Deux jeunes ukrainiennes doivent se cacher terrorisées par des soldats trop entreprenants. Six Juifs sont trouvés morts un matin dans leur lit, à bout de force, ils ont quitté ce monde sans bruit, mais quelle énergie avant le dernier souffle ! Dans les conditions courantes on n'imagine pas les réserves de volonté, la soif de vivre chez l'humain, alors que les forces physiques sont au dernier degré. Le regard interrogateur, les yeux immenses dans le masque squelettique semblent dire "pourquoi ?".

Nous sortons sans crainte maintenant, nous récupérons du camp des prisonniers français, des vestes, des pantalons et autres vêtements, il faut habiller des réfugiés parfois en haillons ou en costume rayé plein de vermine.

Les Soviétiques ont franchi l'Oder à Wroclaw (Breslau), ils vont atteindre les Sudètes et la Saxe en territoire allemand, à quel prix en jeunes vies ?

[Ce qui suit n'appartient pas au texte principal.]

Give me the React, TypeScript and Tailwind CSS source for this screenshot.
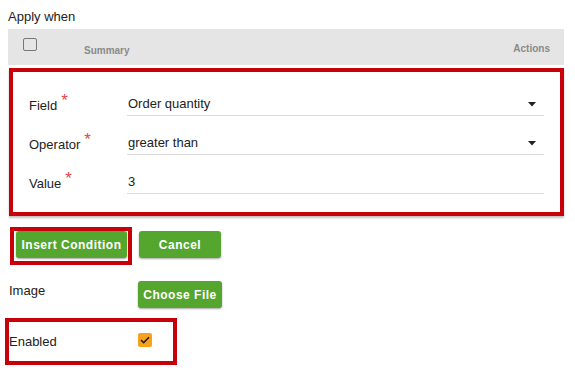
import React from "react";

function Req() {
  return <span className="text-[#e0474c] text-[17px] leading-none relative top-[-5px] ml-[4px]">*</span>;
}

function Caret() {
  return (
    <svg width="8" height="5" viewBox="0 0 8 5" className="mr-[8px]">
      <path d="M0 0 H8 L4 4.5 Z" fill="#222" />
    </svg>
  );
}

function Row({ label, value, caret }: { label: string; value: string; caret?: boolean }) {
  return (
    <div className="flex h-[23px]">
      <div className="w-[98px] flex items-center text-[13px] text-[#222] pt-[2px]">
        {label}
        <Req />
      </div>
      <div className="flex-1 flex items-center justify-between border-b border-[#dcdcdc] pl-[1px] text-[13px] text-[#222]">
        <span>{value}</span>
        {caret && <Caret />}
      </div>
    </div>
  );
}

function GreenBtn({ children, w }: { children: React.ReactNode; w: string }) {
  return (
    <button
      className={`${w} h-[27px] rounded-[3px] bg-[#55a62f] text-white font-bold text-[12px] tracking-[0.5px] shadow-[0_1px_2px_rgba(0,0,0,0.35)] flex items-center justify-center`}
    >
      {children}
    </button>
  );
}

export default function App() {
  return (
    <div
      className="w-[575px] h-[373px] bg-white overflow-hidden pl-[8px] pr-[11px] text-[#222]"
      style={{ fontFamily: '"Liberation Sans", Arial, sans-serif' }}
    >
      <div className="pt-[9px] text-[13px] leading-[16px]">Apply when</div>
      <div className="mt-[4px] h-[36px] bg-[#e5e5e5] flex items-start">
        <div className="ml-[15px] mt-[9px] w-[14px] h-[13px] border border-[#777] rounded-[2px]" />
        <div className="ml-[47px] mt-[14px] text-[10px] font-bold text-[#8a8a8a]">Summary</div>
        <div className="ml-auto mr-[14px] mt-[12px] text-[10px] font-bold text-[#8a8a8a]">Actions</div>
      </div>
      <div className="mt-[3px] ml-[1px] border-4 border-[#c8000a] bg-white shadow-[0_2px_2px_rgba(0,0,0,0.25)] pt-[21px] pb-[18px] pl-[16px] pr-[16px] flex flex-col gap-[16px]">
        <Row label="Field" value="Order quantity" caret />
        <Row label="Operator" value="greater than" caret />
        <Row label="Value" value="3" />
      </div>
      <div className="mt-[11px] flex items-start">
        <div className="ml-[2px] w-[122px] h-[38px] border-4 border-[#c8000a] pl-[2px]">
          <GreenBtn w="w-[111px]">Insert Condition</GreenBtn>
        </div>
        <div className="ml-[7px] mt-[4px]">
          <GreenBtn w="w-[82px]">Cancel</GreenBtn>
        </div>
      </div>
      <div className="mt-[16px] flex items-center h-[27px]">
        <div className="w-[130px] text-[13px] pl-[1px] -mt-[8px]">Image</div>
        <GreenBtn w="w-[84px]">Choose File</GreenBtn>
      </div>
      <div className="mt-[10px] -ml-[3px] w-[172px] h-[47px] border-4 border-[#c8000a] flex items-center">
        <div className="w-[129px] text-[13px]">Enabled</div>
        <div className="w-[14px] h-[14px] rounded-[2px] bg-[#f7a11d] flex items-center justify-center -mt-[3px]">
          <svg width="10" height="8" viewBox="0 0 10 8">
            <path d="M1 4.2 L3.7 6.6 L9 1.2" stroke="#222" strokeWidth="1.6" fill="none" />
          </svg>
        </div>
      </div>
    </div>
  );
}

Sur le camp d'Auschwitz des propos horribles sont commentés. Avec P. nous décidons d'aller voir, à moins de deux kilomètres les tanks ont enfoncé les clôtures de barbelés, des soldats en faction nous laissent approcher juste le temps de voir une immense fosse, au fond nous comptons 96 cadavres d'hommes et de femmes juifs, dans une baraque proche 15 squelettes d'hommes décharnés sont pendus aux poutrelles métalliques, d'un geste de la main les soldats nous indiquent de partir, durant de nombreuses années ces visions d'horreurs inoubliables troubleront certaines de mes nuits.

Nous avons récupéré du matériel sanitaire, matelas, couvertures, vêtements à l'hôpital d'Erhenforst complètement abandonné, il était tenu par des sœurs polonaises.

Vendredi 9 février 1945 - Evacuation

Je me réveille avec une angine. Je passe en général à côté des ennuis de santé, mais avec notre environnement sanitaire bien précaire je mettrai plusieurs jours pour récupérer, le travail ne manque pas, heureusement il fait froid (c'est plus sain au plan sanitaire). Nous pouvons capter Radio Paris qui donne de bonnes nouvelles des difficultés de la Wehrmacht.